Evolution of Storage Technology and Architecture

The evolution of storage architecture reflects the dynamic needs of organizations and technological advancements, shaping the way data is managed and stored. From the centralized mainframe era to the current era of intelligent networked storage, the transformation has been driven by the pursuit of efficiency, cost-effectiveness, and optimal data utilization.

Evolution of storage architectures with time

1. Mainframe Era and Centralized Computing:

• Organizations relied on centralized mainframe computers for processing and storage.
• Data storage devices like tape reels and disk packs were primary for information storage in data centers.
• Centralization provided control but posed challenges in accessibility and cost.

2. Advent of Open Systems:

• Open systems emerged, offering affordability and ease of deployment.
• Business units and departments deployed their own servers and storage, leading to a decentralized model.
• Early open systems often featured internal storage within servers, contributing to fragmented islands of information.

3. Challenges of Departmental Servers:

• Proliferation of departmental servers led to unprotected, unmanaged, and fragmented islands of information.
• Operating costs increased due to limited policies and processes for managing distributed servers and data.

4. Direct-Attached Storage (DAS):

• DAS connects directly to a server or a group of servers, either internally or externally.
• Internal DAS involves storage directly connected to a server, offering simplicity and proximity but with limited capacity.
• External DAS mitigated challenges associated with limited internal storage capacity.

5. Just a Bunch Of Disks (JBOD):

• JBOD represents a storage configuration where individual disks are presented as a single logical volume.
• It contrasts with RAID, offering simplicity without redundancy or striping.

6. Redundant Array of Independent Disks (RAID):

• RAID technology developed to address cost, performance, and availability requirements of data storage.
• Continuously evolving, RAID is integral to various storage architectures such as DAS, SAN, etc.

7. Network-Attached Storage (NAS):

• NAS provides dedicated storage for file-serving applications.
• Connects to an existing communication network (LAN), offering higher scalability, availability, performance, and cost benefits compared to general-purpose file servers.
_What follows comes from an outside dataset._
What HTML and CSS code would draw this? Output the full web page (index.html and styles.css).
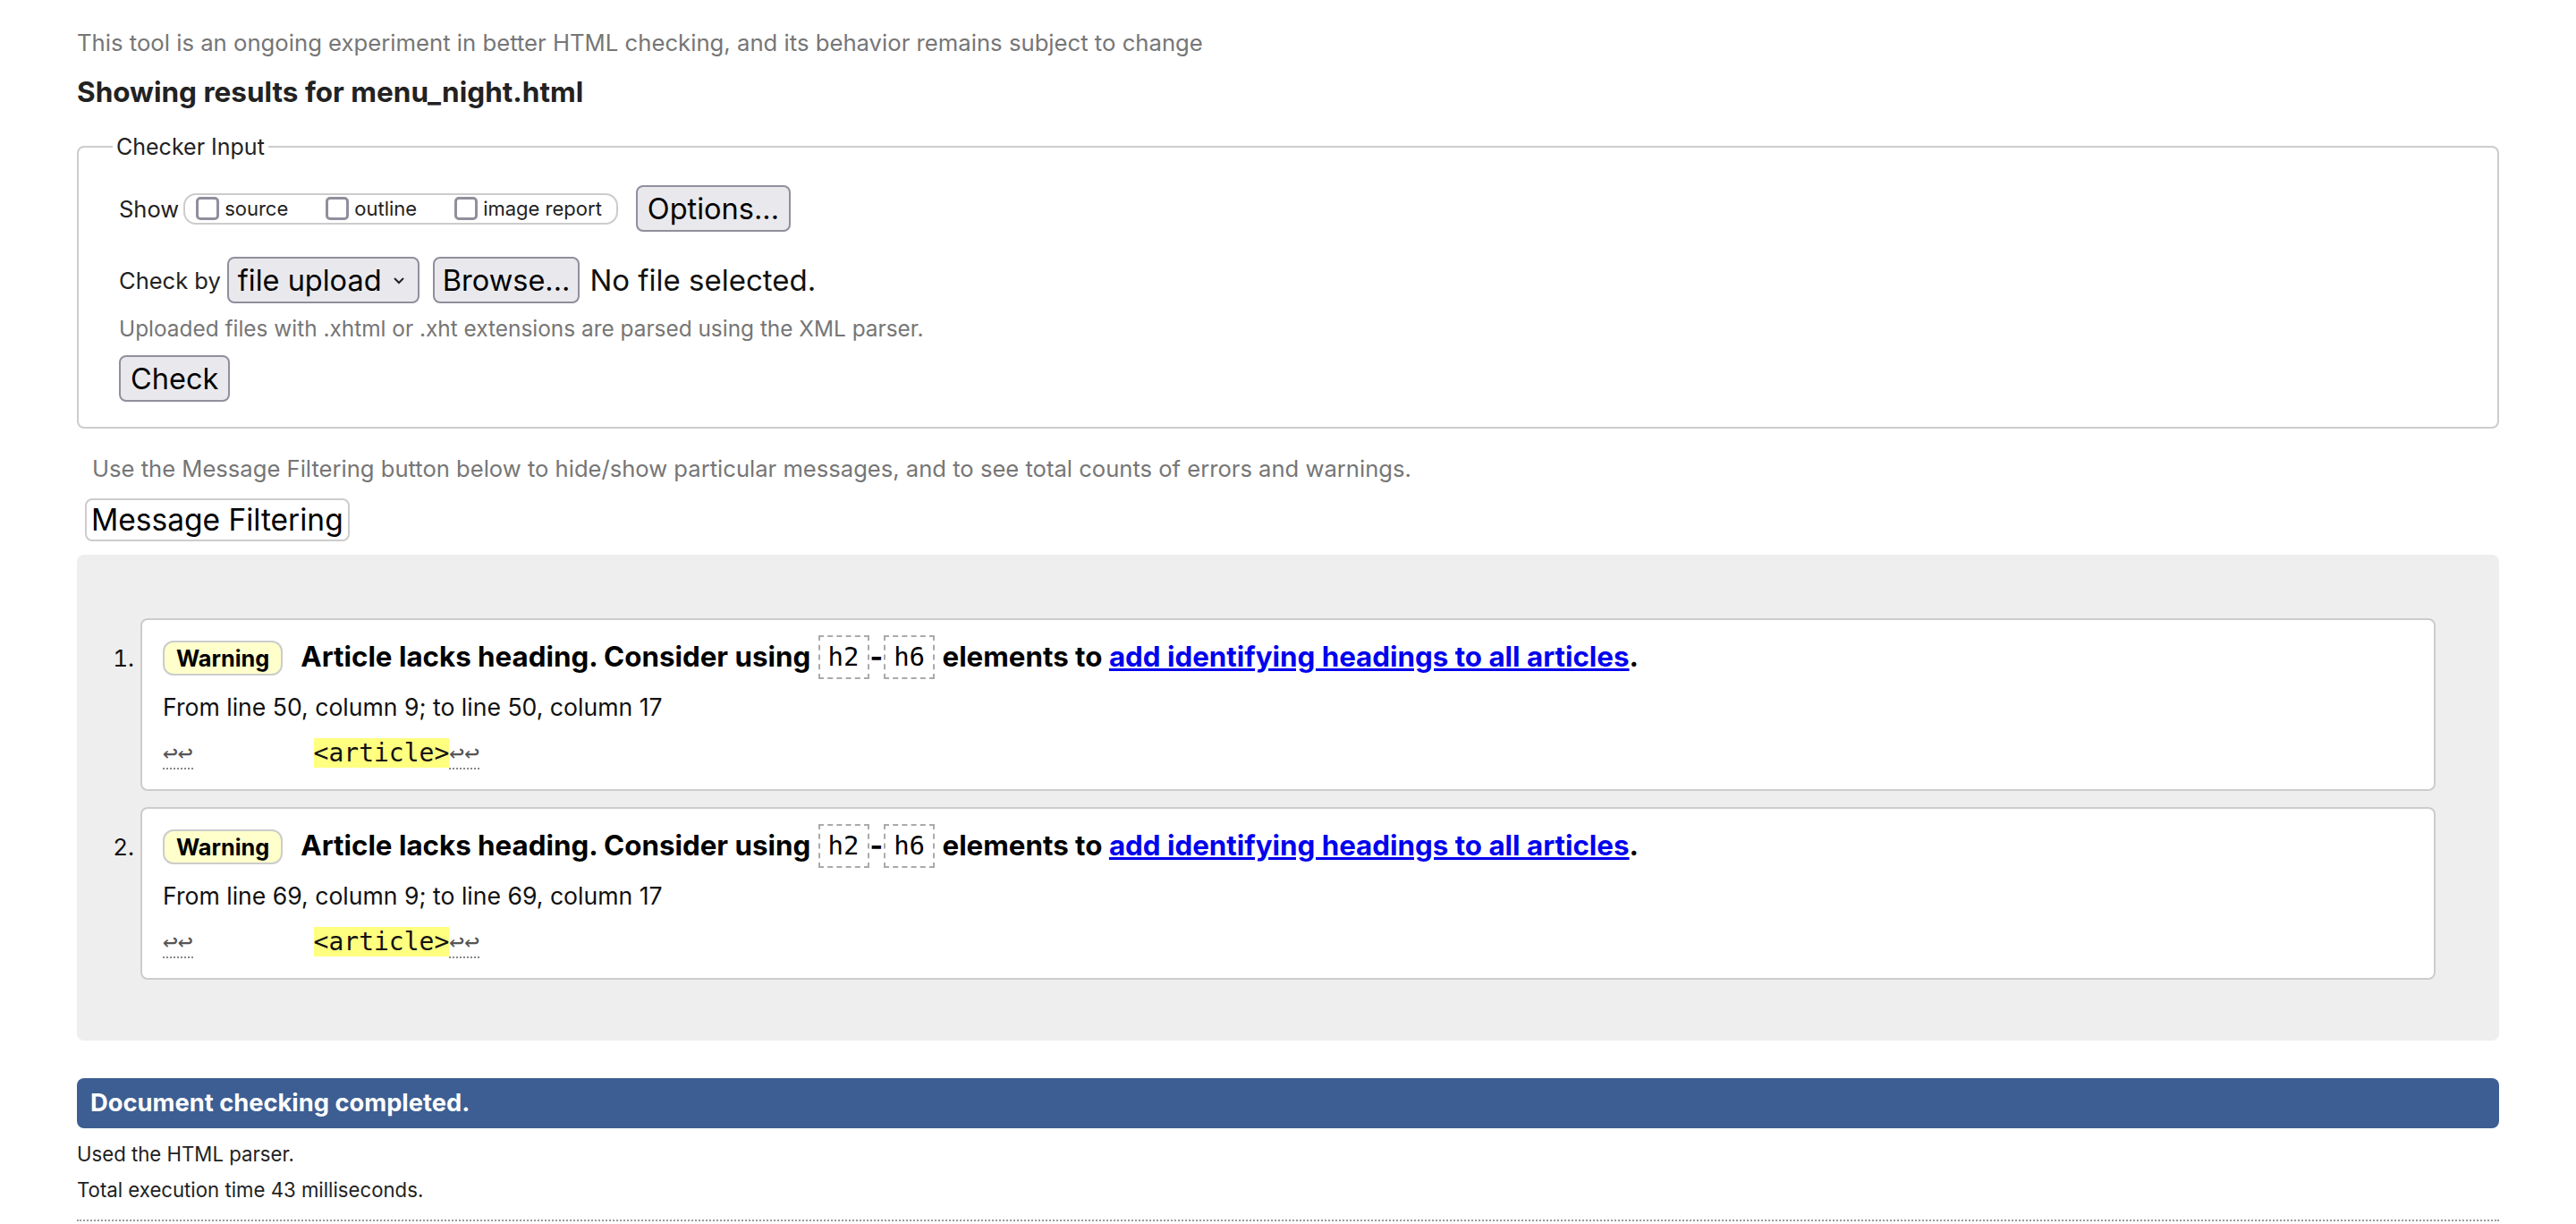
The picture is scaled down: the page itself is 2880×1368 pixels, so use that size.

8. Storage Area Network (SAN):

• SAN is a dedicated, high-performance Fibre Channel (FC) network facilitating block-level communication between servers and storage.
• Storage is partitioned and assigned to servers, offering scalability, availability, performance, and cost benefits over DAS.

9. Internet Protocol SAN (IP-SAN):

• IP-SAN represents a convergence of SAN and NAS technologies.
• Provides block-level communication across LAN or WAN, resulting in greater consolidation and availability of data.

10. Evolutionary Trends:

• Storage technology continues to evolve, enabling organizations to consolidate, protect, optimize, and leverage their data.
• Ongoing advancements contribute to achieving the highest return on information assets.

The evolution of storage architecture reflects a journey from centralized mainframes and non-intelligent internal storage to sophisticated technologies like RAID, DAS, SAN, NAS, and IP-SAN. Each stage addresses specific challenges, contributing to the consolidation, protection, optimization, and leverage of data, ultimately maximizing the return on information assets for organizations.